重賞ウィナーレポート

2020年05月02日 青葉賞 G2

2020年05月02日 東京競馬場 晴 良 芝 2400m このレースの詳細データをJBIS-Searchで見る

優勝馬:オーソリティ

プロフィール

生年月日
2017年02月12日 03歳
性別/毛色
牡/鹿毛
戦績
国内:5戦3勝
総収得賞金
353,104,000円
オルフェーヴル
母 (母父)
ロザリンド  by  シンボリクリスエス(USA)
馬主
有限会社シルク
生産者
ノーザンファーム (安平)
調教師
木村 哲也
騎手
L.ヒューイットソン

 今年の青葉賞(G2)をレースレコードで制したオーソリティ。育成先となるノーザンファーム早来の木村厩舎では、この世代だとサリオス(サウジアラビアRC(G3)、朝日杯FS(G1))、サトノフラッグ(弥生賞(G2))に続く、3頭目の重賞馬となった。

 「青葉賞(G2)で2着となったヴァルコスも育成馬となります。この世代はクラシック戦線を沸かしてくれるような活躍馬が多く出ており、スタッフ共々、励みになっています」と木村浩崇厩舎長。大型馬ながら軽い動きを見せていたサリオス、優等生で学習能力にも秀でていたサトノフラッグと、木村厩舎を巣立った活躍馬たちは、育成時から逸話を残していたが、オーソリティについて牧場時代を振り返ってもらうと、「ロンギ場で跨がった時には、背中が無茶苦茶いい馬だと思いましたが、その一方でオルフェーヴル産駒らしいというのか、気が強くて危なっかしいところも幾度かありました」と話してくれる。調教も順調に進められたが、サリオスやサトノフラッグと比較すると、気持ちのムラが走りにも現れることもあった。

 「それでも馬体もありましたし、動きも力強さがありました。タフな馬とでもいうのか、運動量も豊富であり、早めのレースにも使えるだろうなと思っていました」

 4月中には厩舎へと移動し、7月のメイクデビュー函館で初陣を飾ると、その後はオープンの芙蓉Sで2勝目をあげる。

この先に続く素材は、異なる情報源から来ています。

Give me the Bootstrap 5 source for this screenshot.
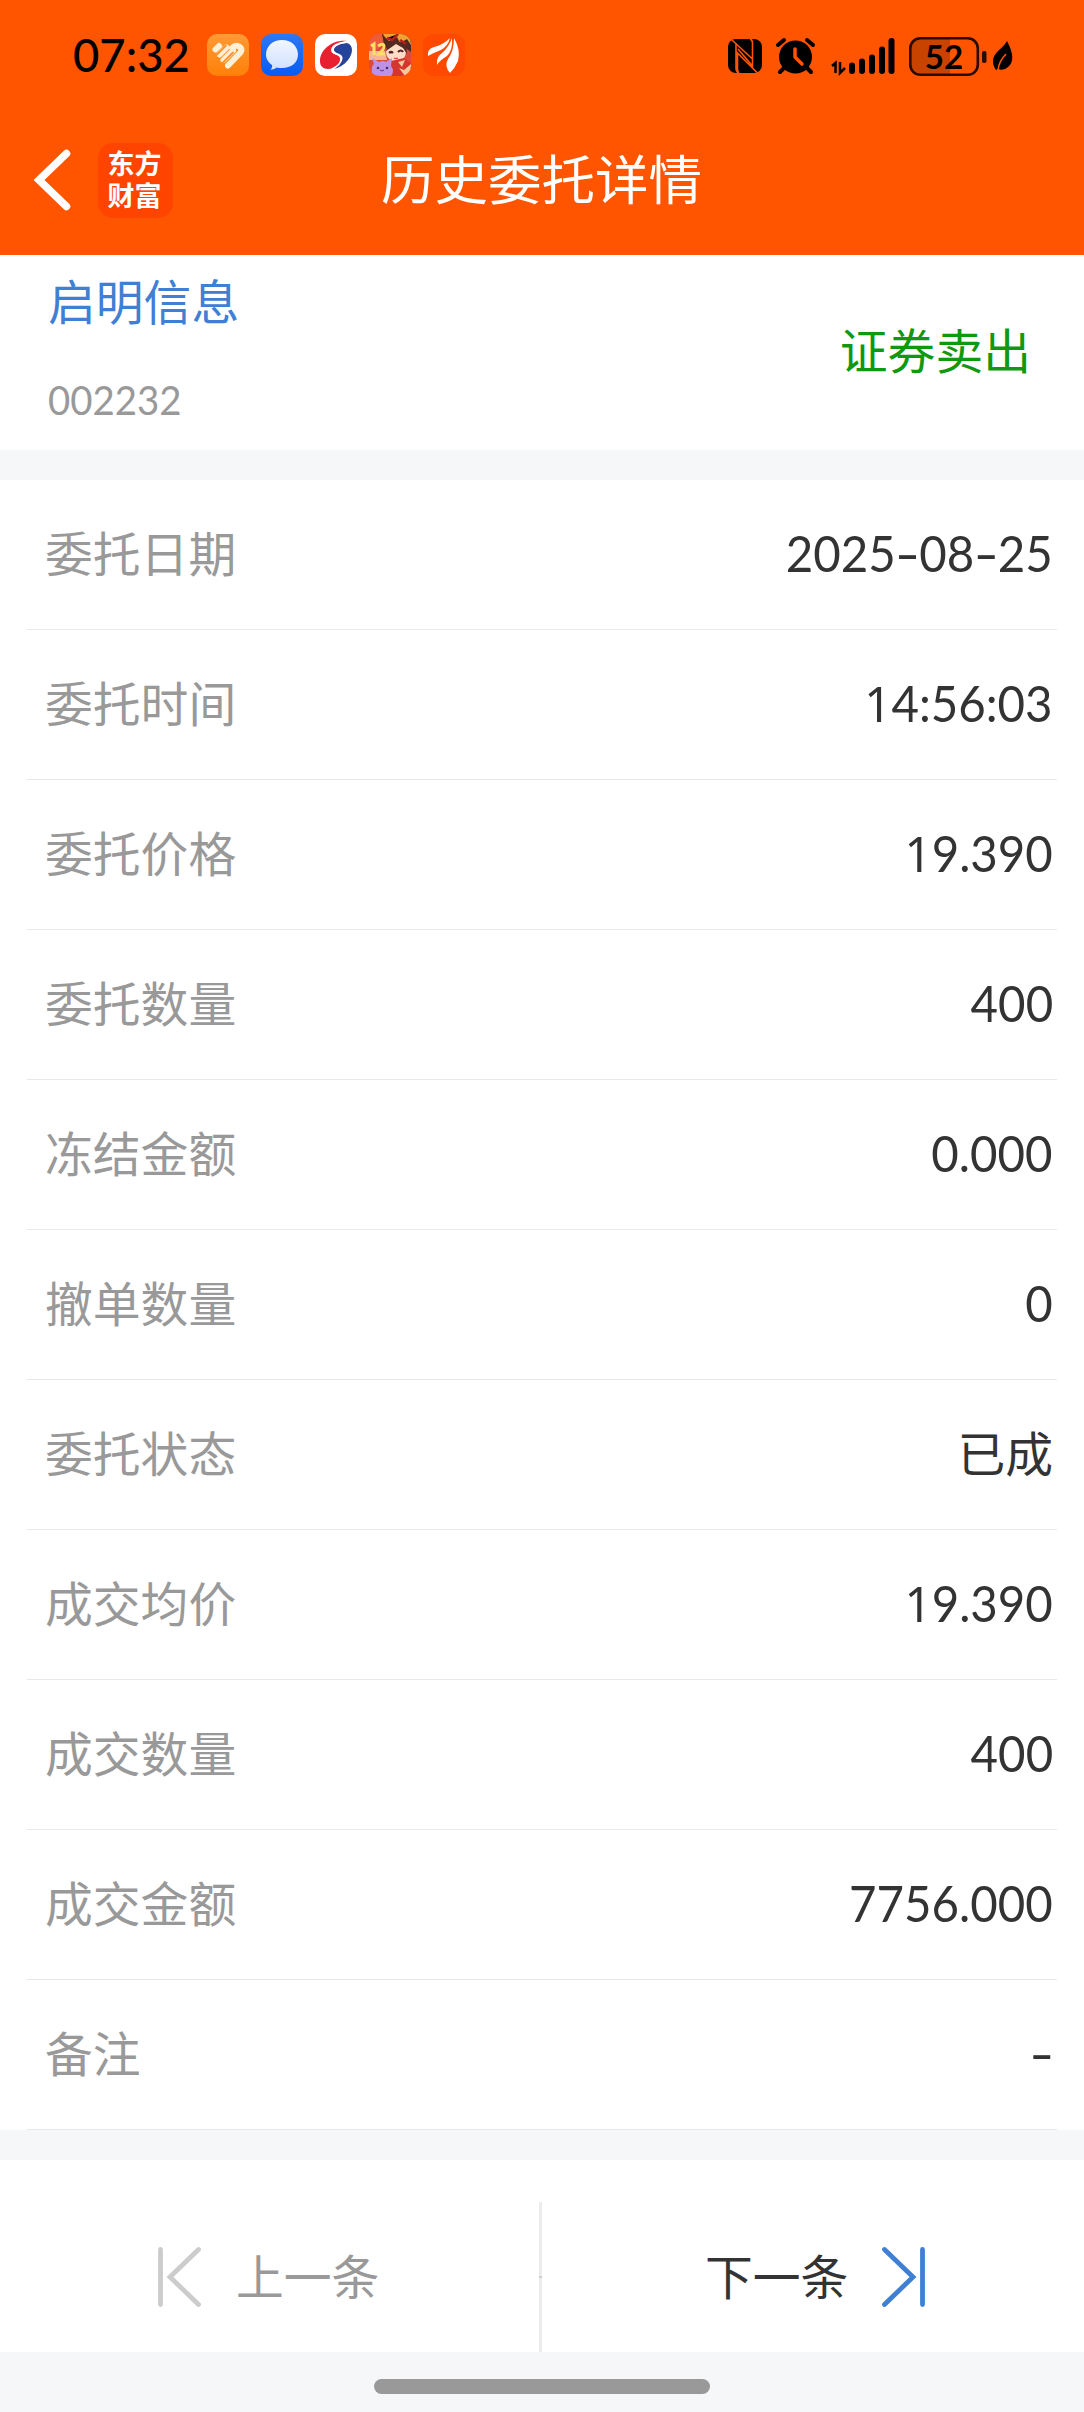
<!DOCTYPE html>
<html lang="zh-CN">
<head>
<meta charset="utf-8">
<meta name="viewport" content="width=device-width, initial-scale=1">
<title>历史委托详情</title>
<link href="https://cdn.jsdelivr.net/npm/bootstrap@5.3.0/dist/css/bootstrap.min.css" rel="stylesheet">
<style>
  body { width: 1084px; height: 2412px; background: #f6f7f9; font-family: "Noto Sans CJK SC", sans-serif; font-size: 47.8px; line-height: 1; color: #333; overflow: hidden; }
  svg { display: block; flex: none; overflow: visible; }
  .brand-bar { background: #ff5500; height: 255px; }
  .status-bar { height: 110px; padding: 0 72px 0 73px; color: #000; }
  .clock { font: 500 47px/1 Lato, sans-serif; width: 134px; transform: scaleX(.967); transform-origin: left; padding-bottom: 2px; }
  .app-icons { gap: 12px; }
  .title-bar { height: 145px; padding-bottom: 5px; }
  .title-side { width: 381px; padding-left: 35px; }
  .app-logo { width: 75px; height: 75px; border-radius: 15px; background: #ff4400; margin-left: 28px; font-size: 27px; font-weight: 700; line-height: 32.5px; color: #fff; padding: 4px 2px 0 0; }
  .page-title { font-size: 53.5px; color: #fff; font-weight: 400; line-height: 1; padding-bottom: 6px; }
  .stock-info { height: 195px; padding: 0 53px 0 48px; }
  .stock-name { color: #3f80d5; padding-top: 21px; }
  .stock-code { font: 40px/1 Lato, sans-serif; transform: scaleX(.96); transform-origin: left; color: #999; margin-top: 56px; }
  .side-sell { color: #0f990f; padding-bottom: 8px; }
  .gap-strip { height: 30px; }
  .detail-list { padding: 0 27px; }
  .detail-row { height: 150px; border-bottom: 1px solid #e9e9e9; padding: 0 4px 6px 18px; }
  .detail-label { color: #999; }
  .num { font-family: Lato, sans-serif; font-size: 49.5px; transform: scaleX(.958); transform-origin: right; padding-top: 4px; }
  .one { font-family: "Noto Sans", sans-serif; line-height: 1; }
  .dash { display: inline-block; width: 24.500px; text-align: center; transform: scaleX(1.45); }
  .pager { height: 192px; }
  .pager-cell { height: 192px; padding-top: 42px; }
  .pager-cell span { padding-bottom: 4px; }
  .pager-line { width: 3px; height: 150px; background: #ececec; margin-top: 42px; padding-top: 74px; }
  .pager-tick { height: 2px; background: #d0d0d0; }
  .home-zone { height: 60px; padding-top: 27px; }
  .home-pill { width: 336px; height: 15px; border-radius: 8px; background: #999; }
  .prev-cell { width: 539px; }
  .prev-icon { margin-left: 158px; margin-right: 35px; }
  .next-cell { width: 542px; }
  .next-text { margin-left: 163px; }
  .next-icon { margin-left: 34px; }
</style>
<script src="https://cdn.jsdelivr.net/npm/bootstrap@5.3.0/dist/js/bootstrap.bundle.min.js"></script>
</head>
<body>
<header class="brand-bar">
  <div class="status-bar d-flex align-items-center">
    <div class="clock">07:32</div>
    <div class="app-icons d-flex">
      <svg width="42" height="42" viewBox="0 0 42 42">
        <defs><linearGradient id="og" x1="0" y1="0" x2="0" y2="1"><stop offset="0" stop-color="#ff9a35"/><stop offset="1" stop-color="#ff8008"/></linearGradient></defs>
        <rect width="42" height="42" rx="10" fill="url(#og)"/>
        <path d="M8.500 15.500 12 12M12.500 20.500 19.500 13.500M16.500 26 26 16.500M21 31.500 33.500 18.500Q36 14.500 32 12.500 28.500 10.500 25.500 13.500" fill="none" stroke="#fff0d5" stroke-width="6" stroke-linecap="round" stroke-linejoin="round"/>
        <path d="M9.500 21 19 11.500M16 28.500 26 18.500" fill="none" stroke="#ff9126" stroke-width="1.800" stroke-linecap="round"/>
      </svg>
      <svg width="42" height="42" viewBox="0 0 42 42">
        <defs><linearGradient id="bg" x1="0" y1="0" x2="0" y2="1"><stop offset="0" stop-color="#2d78f5"/><stop offset="1" stop-color="#075bf5"/></linearGradient>
        <linearGradient id="bub" x1="0" y1="0" x2="0" y2="1"><stop offset="0" stop-color="#f2f7ff"/><stop offset="1" stop-color="#cfe0ff"/></linearGradient></defs>
        <rect width="42" height="42" rx="10" fill="url(#bg)"/>
        <path d="M21 6C30 6 37 12 37 20.500S30 34 21 34C19 34 17 34 15.500 33.500 14 35 12 35.500 9.500 35.500 11 34 11.500 32.500 11 31 7.500 28.500 5 25 5 20.500 5 12 12 6 21 6Z" fill="url(#bub)"/>
      </svg>
      <svg width="42" height="42" viewBox="0 0 42 42">
        <rect width="42" height="42" rx="10" fill="#fff"/>
        <path d="M32 7C20 5 5 14 5 27c0 8 7 9 13 7 7-2 10-9 6-12-3-2-8-2-7-6 1-5 9-8 15-9Z" fill="#e8202f"/>
        <path d="M32 9c7 2 6 11 1 17-4 5-9 8-15 9 7-4 11-9 9-13-2-3-9-3-8-7 1-3 7-6 13-6Z" fill="#26439b"/>
        <path d="M31 8C23 9 17 12 17 16c0 5 9 3 9 9 0 4-4 8-9 10" fill="none" stroke="#fff" stroke-width="1.800"/>
      </svg>
      <svg width="42" height="42" viewBox="0 0 42 42">
        <defs><clipPath id="game"><rect width="42" height="42" rx="10"/></clipPath></defs>
        <g clip-path="url(#game)">
          <rect width="42" height="42" fill="#df4938"/>
          <path d="M0 0H16L12 13 0 19Z" fill="#ed5b3d"/>
          <path d="M0 17H16L18 26H0Z" fill="#f6b596"/>
          <path d="M13 0H42V18L35 13 25 9 16 15Z" fill="#53291f"/>
          <path d="M15 2 20 7 28 3 31 9 38 5 42 11V0H14Z" fill="#efa432"/>
          <path d="M18 4 23 6 29 0M31 6 37 10" stroke="#b91d22" stroke-width="2.500"/>
          <ellipse cx="27" cy="18" rx="10" ry="9.500" fill="#ffdcc5"/>
          <path d="M17 17Q18 8 27 7 38 8 38 20L34 14 27 10Z" fill="#552a22"/>
          <path d="M20 19q2-2 4 0M29 18q3-3 5 0" stroke="#51212a" stroke-width="2.200" fill="none"/>
          <path d="M25 24q2 1 4 0" stroke="#d34242" stroke-width="1.200" fill="none"/>
          <path d="M22 27 35 24 42 29V42H20Z" fill="#d4362f"/>
          <path d="M29 28 36 26 33 33ZM30 34 35 36 42 30V39L36 42Z" fill="#f7c69b"/>
          <path d="M2 12 5 10V21M9 12Q15 8 15 13 15 15 10 20H16" fill="none" stroke="#ffdf62" stroke-width="3"/>
          <path d="M3 42Q2 31 5 30L3 24 10 28Q14 26 17 28L23 24 22 32Q26 37 22 42Z" fill="#bd91e6"/>
          <circle cx="9" cy="34" r="1.300" fill="#46306f"/><circle cx="18" cy="34" r="1.300" fill="#46306f"/>
          <path d="M11 36q2 2 4 0" fill="none" stroke="#583570"/>
        </g>
      </svg>
      <svg width="42" height="42" viewBox="0 0 42 42">
        <rect width="42" height="42" rx="10" fill="#ff4900"/>
        <path d="M5 22Q4 15 11 13 20 11 27 4 25 12 18 16 10 19 5 22Z" fill="#fff"/>
        <path d="M14 31Q13 23 19 19 26 13 29 4 30 16 24 22 17 26 14 31Z" fill="#fff"/>
        <path d="M27 39Q21 32 25 25 31 17 31 4 38 16 35 27 32 34 27 39Z" fill="#fff"/>
      </svg>
    </div>
    <svg class="ms-auto" width="284" height="42" viewBox="728 34 284 42">
      <rect x="728" y="39" width="34" height="34" rx="8" fill="#000"/>
      <path d="M733.500 39Q736 41 736 48V73M735 40 756 61M735.500 50 755 71M754.500 73Q753 70 753 63V39M743 49V65L738 60M746 47V63" fill="none" stroke="#ff5500" stroke-width="0"/>
      <path d="M732 40 752.500 59V43Q752.500 40 750 39M738 73Q736 71 736 69V43M739 73Q737.500 72 737.500 69V53L757.500 73M752.500 59V66L738 49" fill="none" stroke="#ff5500" stroke-width="1.600"/>
      <circle cx="795.500" cy="57" r="16.500" fill="#000"/>
      <path d="M778 45 784 40M807 40 813 45M784 68 780 72M807 68 811 72" stroke="#000" stroke-width="4" stroke-linecap="round"/>
      <path d="M795 49V57L802 64" fill="none" stroke="#ff5500" stroke-width="3.500" stroke-linecap="round" stroke-linejoin="round"/>
      <path d="M832 66 835.500 63V73M840 62V73L845 68" fill="none" stroke="#000" stroke-width="2.500"/>
      <g fill="#000"><rect x="849" y="62.500" width="6" height="11.500" rx="3"/><rect x="859" y="58.500" width="6" height="15.500" rx="3"/><rect x="869" y="54.500" width="6" height="19.500" rx="3"/><rect x="879" y="46.500" width="6" height="27.500" rx="3"/><rect x="888.500" y="38" width="6" height="36" rx="3"/></g>
      <path d="M950 39V74H920Q911 74 911 65V48Q911 39 920 39Z" fill="#c94300"/>
      <rect x="910.300" y="38.300" width="67.500" height="36.500" rx="10" fill="none" stroke="#280c00" stroke-width="2.600"/>
      <text x="944" y="69" text-anchor="middle" font-family="Lato, sans-serif" font-weight="700" font-size="33" fill="#000">52</text>
      <rect x="982" y="51" width="4.500" height="12" rx="2" fill="#280c00"/>
      <path d="M1007 41Q1017 60 1008 67 1004 71 998 69L996 70Q989 60 998 51 1005 45 1007 41Z" fill="#000"/>
      <path d="M998 70Q999 61 1006 54" fill="none" stroke="#ff5500" stroke-width="1.600"/>
    </svg>
  </div>
  <div class="title-bar d-flex align-items-center">
    <div class="title-side d-flex align-items-center">
      <svg width="35" height="60" viewBox="0 0 35 60"><path d="M31.500 3.500 4 30 31.500 56.500" fill="none" stroke="#fff" stroke-width="7.500" stroke-linecap="round"/></svg>
      <div class="app-logo text-center">东方<br>财富</div>
    </div>
    <h1 class="page-title m-0">历史委托详情</h1>
  </div>
</header>
<main>
  <section class="stock-info bg-white d-flex justify-content-between align-items-center">
    <div class="align-self-start">
      <div class="stock-name">启明信息</div>
      <div class="stock-code">002232</div>
    </div>
    <div class="side-sell">证券卖出</div>
  </section>
  <div class="gap-strip"></div>
  <section class="detail-list bg-white">
    <div class="detail-row d-flex justify-content-between align-items-center"><span class="detail-label">委托日期</span><span class="num">2025<span class="dash">-</span>08<span class="dash">-</span>25</span></div>
    <div class="detail-row d-flex justify-content-between align-items-center"><span class="detail-label">委托时间</span><span class="num"><span class="one">1</span>4:56:03</span></div>
    <div class="detail-row d-flex justify-content-between align-items-center"><span class="detail-label">委托价格</span><span class="num"><span class="one">1</span>9.390</span></div>
    <div class="detail-row d-flex justify-content-between align-items-center"><span class="detail-label">委托数量</span><span class="num">400</span></div>
    <div class="detail-row d-flex justify-content-between align-items-center"><span class="detail-label">冻结金额</span><span class="num">0.000</span></div>
    <div class="detail-row d-flex justify-content-between align-items-center"><span class="detail-label">撤单数量</span><span class="num">0</span></div>
    <div class="detail-row d-flex justify-content-between align-items-center"><span class="detail-label">委托状态</span><span>已成</span></div>
    <div class="detail-row d-flex justify-content-between align-items-center"><span class="detail-label">成交均价</span><span class="num"><span class="one">1</span>9.390</span></div>
    <div class="detail-row d-flex justify-content-between align-items-center"><span class="detail-label">成交数量</span><span class="num">400</span></div>
    <div class="detail-row d-flex justify-content-between align-items-center"><span class="detail-label">成交金额</span><span class="num">7756.000</span></div>
    <div class="detail-row d-flex justify-content-between align-items-center"><span class="detail-label">备注</span><span class="num"><span class="dash">-</span></span></div>
  </section>
  <div class="gap-strip"></div>
  <nav class="pager bg-white d-flex">
    <div class="pager-cell prev-cell d-flex align-items-center">
      <svg class="prev-icon" width="43" height="60" viewBox="0 0 43 60"><path d="M2.500 2.500V57.500M40.500 2.500 12 30 40.500 57.500" fill="none" stroke="#ccc" stroke-width="4.800" stroke-linecap="round"/></svg>
      <span class="detail-label">上一条</span>
    </div>
    <div class="pager-line flex-shrink-0"><div class="pager-tick"></div></div>
    <div class="pager-cell next-cell d-flex align-items-center">
      <span class="next-text">下一条</span>
      <svg class="next-icon" width="43" height="60" viewBox="0 0 43 60"><path d="M40.500 2.500V57.500M2.500 2.500 31 30 2.500 57.500" fill="none" stroke="#3f80d5" stroke-width="4.800" stroke-linecap="round"/></svg>
    </div>
  </nav>
</main>
<footer class="home-zone d-flex justify-content-center"><div class="home-pill"></div></footer>
</body>
</html>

 「使い出しは早くとも、本当に良くなるのは精神面の成長も伴った、古馬になってからだと思っていただけにメイクデビュー、芙蓉Sと連勝してくれたときには驚きました」

 3戦目はホープフルS(G1)に出走するも5着、そして年明けの弥生賞(G2)では牧場時代の僚馬であるサトノフラッグに及ばず3着に敗退。しかしながら両レース共に、重賞でも十分に戦えることを示した結果ともなった。

 その上、育成時はパワータイプの馬だと思っていたオーソリティだったが、実は上がりの競馬にも十分対応できるような、スピード能力も持ち合わせていることが改めて証明されていく。

 優先出走権を得た皐月賞(G1)には向かわず、ダービートライアルの青葉賞(G2)へと照準を合わせたオーソリティは、最後の直線で馬場の真ん中に進路を向け、脚色も良く、先頭に躍り出ようとしていったヴァルコスに並びかけていく。最後は牧場の調教を思い出させるかのような併せ馬でゴール板に飛び込んだが、クビ差だけ先に抜け出していたのはオーソリティだった。

 「レースは自宅で見てましたが、ゴール前はのどが枯れるほどに叫びました。育成時は、ここまで高い能力を持っていることに気付いてあげられなかったことに申し訳ないと思いましたし、オーソリティ自身が様々な経験を重ねながら、ここまでの道のりを切り開いてくれたという印象も受けます」

 だが、青葉賞(G2)のレースレコードを樹立した反動とでもいうのか、レースの後に左前脚に故障を発症。検査の結果、骨片摘出手術を行うこととなり、ダービー(G1)出走は断念せざるを得なくなった。

 「ダービー(G1)でもあのパフォーマンスを見たかったとの思いもあるだけに残念です。ただ、古馬になればまだ強くなると思っていた馬ですし、現在は牧場に戻ってきていますが、いい状態で競馬場へと送り出したいです」

 日本ダービー(G1)にオーソリティの名前が無いのは残念であるが、その無念は木村厩舎を巣立った育成馬たちが晴らしてくれるはず。復帰の暁にはG1の舞台で、改めて相まみえる日も来るはずだ。